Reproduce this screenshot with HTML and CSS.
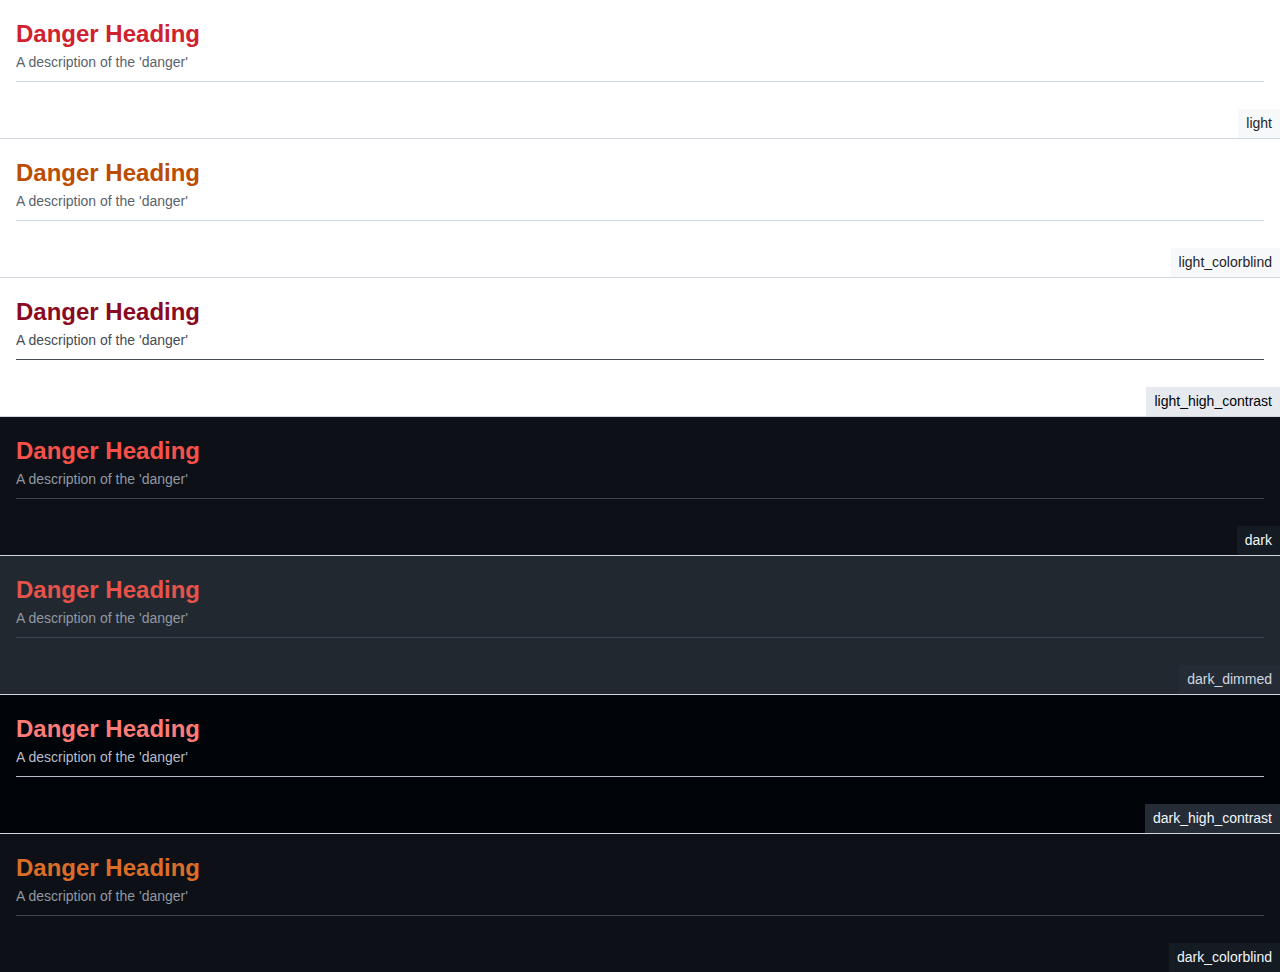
FILE: index.html
```html
<!DOCTYPE html>
<html lang="en">
<head>
<meta charset="utf-8">
<title>Subhead danger</title>
<link rel="stylesheet" href="styles.css">
</head>
<body>
<div class="theme t-light">
  <div class="subhead"><h2 class="subhead-heading">Danger Heading</h2><div class="subhead-desc">A description of the 'danger'</div></div>
  <span class="label">light</span>
</div>
<div class="theme t-light-cb">
  <div class="subhead"><h2 class="subhead-heading">Danger Heading</h2><div class="subhead-desc">A description of the 'danger'</div></div>
  <span class="label">light_colorblind</span>
</div>
<div class="theme t-light-hc">
  <div class="subhead"><h2 class="subhead-heading">Danger Heading</h2><div class="subhead-desc">A description of the 'danger'</div></div>
  <span class="label">light_high_contrast</span>
</div>
<div class="theme t-dark">
  <div class="subhead"><h2 class="subhead-heading">Danger Heading</h2><div class="subhead-desc">A description of the 'danger'</div></div>
  <span class="label">dark</span>
</div>
<div class="theme t-dark-dimmed">
  <div class="subhead"><h2 class="subhead-heading">Danger Heading</h2><div class="subhead-desc">A description of the 'danger'</div></div>
  <span class="label">dark_dimmed</span>
</div>
<div class="theme t-dark-hc">
  <div class="subhead"><h2 class="subhead-heading">Danger Heading</h2><div class="subhead-desc">A description of the 'danger'</div></div>
  <span class="label">dark_high_contrast</span>
</div>
<div class="theme t-dark-cb">
  <div class="subhead"><h2 class="subhead-heading">Danger Heading</h2><div class="subhead-desc">A description of the 'danger'</div></div>
  <span class="label">dark_colorblind</span>
</div>
</body>
</html>
```

FILE: styles.css
```css
* { box-sizing: border-box; }
html, body { margin: 0; padding: 0; }
body {
  font-family: "Liberation Sans", Arial, sans-serif;
  font-size: 14px;
  line-height: 1.5;
  background: #ffffff;
}
.theme {
  position: relative;
  height: 139px;
  padding: 16px 16px 0 16px;
  border-bottom: 1px solid #d0d7de;
  background: var(--bg);
}
.subhead {
  padding-bottom: 8px;
  border-bottom: 1px solid var(--divider);
}
.subhead-heading {
  margin: 0;
  font-size: 24px;
  line-height: 36px;
  font-weight: 700;
  color: var(--danger);
}
.subhead-desc {
  font-size: 14px;
  line-height: 21px;
  color: var(--muted);
}
.label {
  position: absolute;
  right: 0;
  bottom: 0;
  padding: 4px 8px;
  font-size: 14px;
  line-height: 21px;
  background: var(--label-bg);
  color: var(--label-fg);
}
.t-light {
  --bg: #ffffff; --danger: #cf222e; --muted: #59636e; --divider: #d1d9e0;
  --label-bg: #f6f8fa; --label-fg: #1f2328;
}
.t-light-cb {
  --bg: #ffffff; --danger: #bc4c00; --muted: #59636e; --divider: #d1d9e0;
  --label-bg: #f6f8fa; --label-fg: #1f2328;
}
.t-light-hc {
  --bg: #ffffff; --danger: #8a0a22; --muted: #454c54; --divider: #454c54;
  --label-bg: #e6eaef; --label-fg: #010409;
}
.t-dark {
  --bg: #0d1117; --danger: #f85149; --muted: #9198a1; --divider: #3d444d;
  --label-bg: #151b23; --label-fg: #f0f6fc;
}
.t-dark-dimmed {
  --bg: #212830; --danger: #e5534b; --muted: #9198a1; --divider: #3d444d;
  --label-bg: #262c36; --label-fg: #d1d7e0;
}
.t-dark-hc {
  --bg: #010409; --danger: #ff7b78; --muted: #b7bdc8; --divider: #b7bdc8;
  --label-bg: #262c36; --label-fg: #f0f6fc;
}
.t-dark-cb {
  --bg: #0d1117; --danger: #db6d28; --muted: #9198a1; --divider: #3d444d;
  --label-bg: #151b23; --label-fg: #f0f6fc;
}
```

### INSTRUCTIONS FOR THE TASK
Reproduce the material in full, word for word, and omit the pictures.

### CORRECT RESULT
Reproduce this screenshot with HTML and CSS.
FILE: index.html
```html
<!DOCTYPE html>
<html lang="en">
<head>
<meta charset="utf-8">
<title>Subhead danger</title>
<link rel="stylesheet" href="styles.css">
</head>
<body>
<div class="theme t-light">
  <div class="subhead"><h2 class="subhead-heading">Danger Heading</h2><div class="subhead-desc">A description of the 'danger'</div></div>
  <span class="label">light</span>
</div>
<div class="theme t-light-cb">
  <div class="subhead"><h2 class="subhead-heading">Danger Heading</h2><div class="subhead-desc">A description of the 'danger'</div></div>
  <span class="label">light_colorblind</span>
</div>
<div class="theme t-light-hc">
  <div class="subhead"><h2 class="subhead-heading">Danger Heading</h2><div class="subhead-desc">A description of the 'danger'</div></div>
  <span class="label">light_high_contrast</span>
</div>
<div class="theme t-dark">
  <div class="subhead"><h2 class="subhead-heading">Danger Heading</h2><div class="subhead-desc">A description of the 'danger'</div></div>
  <span class="label">dark</span>
</div>
<div class="theme t-dark-dimmed">
  <div class="subhead"><h2 class="subhead-heading">Danger Heading</h2><div class="subhead-desc">A description of the 'danger'</div></div>
  <span class="label">dark_dimmed</span>
</div>
<div class="theme t-dark-hc">
  <div class="subhead"><h2 class="subhead-heading">Danger Heading</h2><div class="subhead-desc">A description of the 'danger'</div></div>
  <span class="label">dark_high_contrast</span>
</div>
<div class="theme t-dark-cb">
  <div class="subhead"><h2 class="subhead-heading">Danger Heading</h2><div class="subhead-desc">A description of the 'danger'</div></div>
  <span class="label">dark_colorblind</span>
</div>
</body>
</html>
```

FILE: styles.css
```css
* { box-sizing: border-box; }
html, body { margin: 0; padding: 0; }
body {
  font-family: "Liberation Sans", Arial, sans-serif;
  font-size: 14px;
  line-height: 1.5;
  background: #ffffff;
}
.theme {
  position: relative;
  height: 139px;
  padding: 16px 16px 0 16px;
  border-bottom: 1px solid #d0d7de;
  background: var(--bg);
}
.subhead {
  padding-bottom: 8px;
  border-bottom: 1px solid var(--divider);
}
.subhead-heading {
  margin: 0;
  font-size: 24px;
  line-height: 36px;
  font-weight: 700;
  color: var(--danger);
}
.subhead-desc {
  font-size: 14px;
  line-height: 21px;
  color: var(--muted);
}
.label {
  position: absolute;
  right: 0;
  bottom: 0;
  padding: 4px 8px;
  font-size: 14px;
  line-height: 21px;
  background: var(--label-bg);
  color: var(--label-fg);
}
.t-light {
  --bg: #ffffff; --danger: #cf222e; --muted: #59636e; --divider: #d1d9e0;
  --label-bg: #f6f8fa; --label-fg: #1f2328;
}
.t-light-cb {
  --bg: #ffffff; --danger: #bc4c00; --muted: #59636e; --divider: #d1d9e0;
  --label-bg: #f6f8fa; --label-fg: #1f2328;
}
.t-light-hc {
  --bg: #ffffff; --danger: #8a0a22; --muted: #454c54; --divider: #454c54;
  --label-bg: #e6eaef; --label-fg: #010409;
}
.t-dark {
  --bg: #0d1117; --danger: #f85149; --muted: #9198a1; --divider: #3d444d;
  --label-bg: #151b23; --label-fg: #f0f6fc;
}
.t-dark-dimmed {
  --bg: #212830; --danger: #e5534b; --muted: #9198a1; --divider: #3d444d;
  --label-bg: #262c36; --label-fg: #d1d7e0;
}
.t-dark-hc {
  --bg: #010409; --danger: #ff7b78; --muted: #b7bdc8; --divider: #b7bdc8;
  --label-bg: #262c36; --label-fg: #f0f6fc;
}
.t-dark-cb {
  --bg: #0d1117; --danger: #db6d28; --muted: #9198a1; --divider: #3d444d;
  --label-bg: #151b23; --label-fg: #f0f6fc;
}
```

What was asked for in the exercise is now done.